What’s actually hard
Section titled “What’s actually hard”Most of the published guidance (including this site) makes it sound like the work is knowing the facts. It’s not. The facts are cheap. What’s hard:
- Aligning procurement and logistics on landed cost as the primary metric. This is organizational, not analytical.
- Building discipline around handoffs when every carrier and forwarder has a commercial interest in opaque handoffs.
- Sustaining attention on execution when leadership attention is on strategic projects and headline RFPs.
- Adapting to policy shocks on cycles shorter than the annual review.

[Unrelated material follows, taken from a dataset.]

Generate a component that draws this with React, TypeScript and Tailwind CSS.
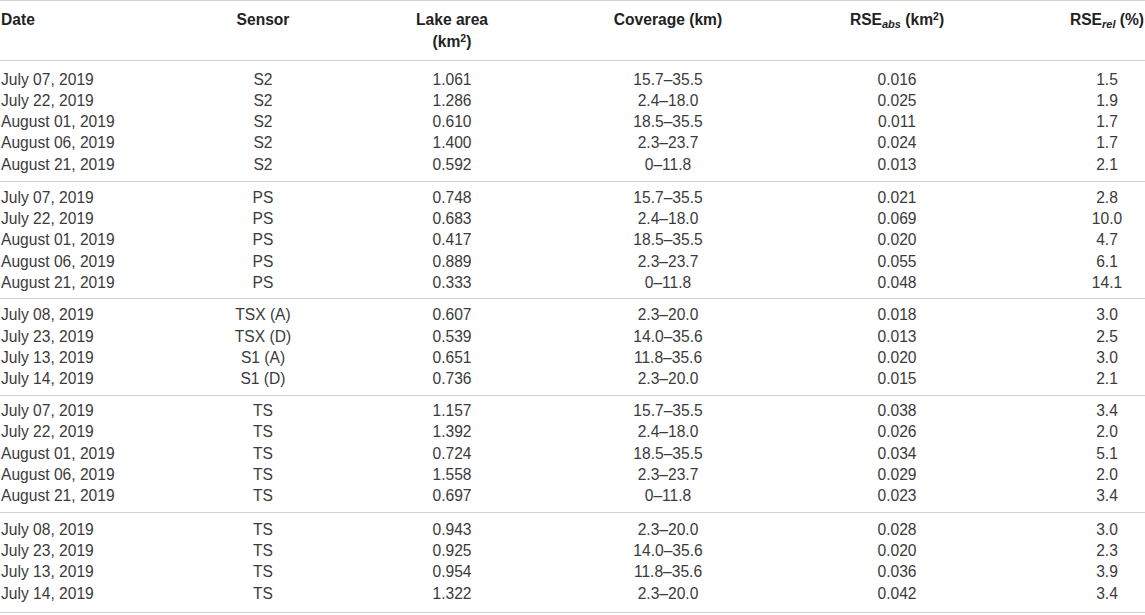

- Making investments in visibility, dock infrastructure, compliance systems, and supplier development that pay back over 18–36 months in an organization that measures quarterly.
These are leadership problems more than logistics problems. The organizations that win at inbound have leadership that understands the difference.
Putting it together
Section titled “Putting it together”Inbound logistics is a discipline where the vocabulary is vast, the tactical choices are many, and the strategic leverage is narrow:
- Get the network right.
- Get the Incoterms right.
- Measure landed cost honestly.
- Instrument the handoffs.
- Execute the week-to-week basics.
Do those five, and the mode-selection question (ocean or rail, air or sea-air, FTL or intermodal) becomes the tactical exercise it should be. Don’t do them, and no amount of mode optimization will save the P&L.
How to think about your own next move
Section titled “How to think about your own next move”Close this tab. Open your inbound spend by lane for the last 12 months. Rank by landed cost (not freight spend). Take the top five. For each, ask:
- Is the Incoterm right for the volume and visibility you have?
- Is the mode still right under current commodity / urgency / volume profile?
- Can you name the handoff that most often slips on this lane?
Whatever you can’t answer is your Q1 plan.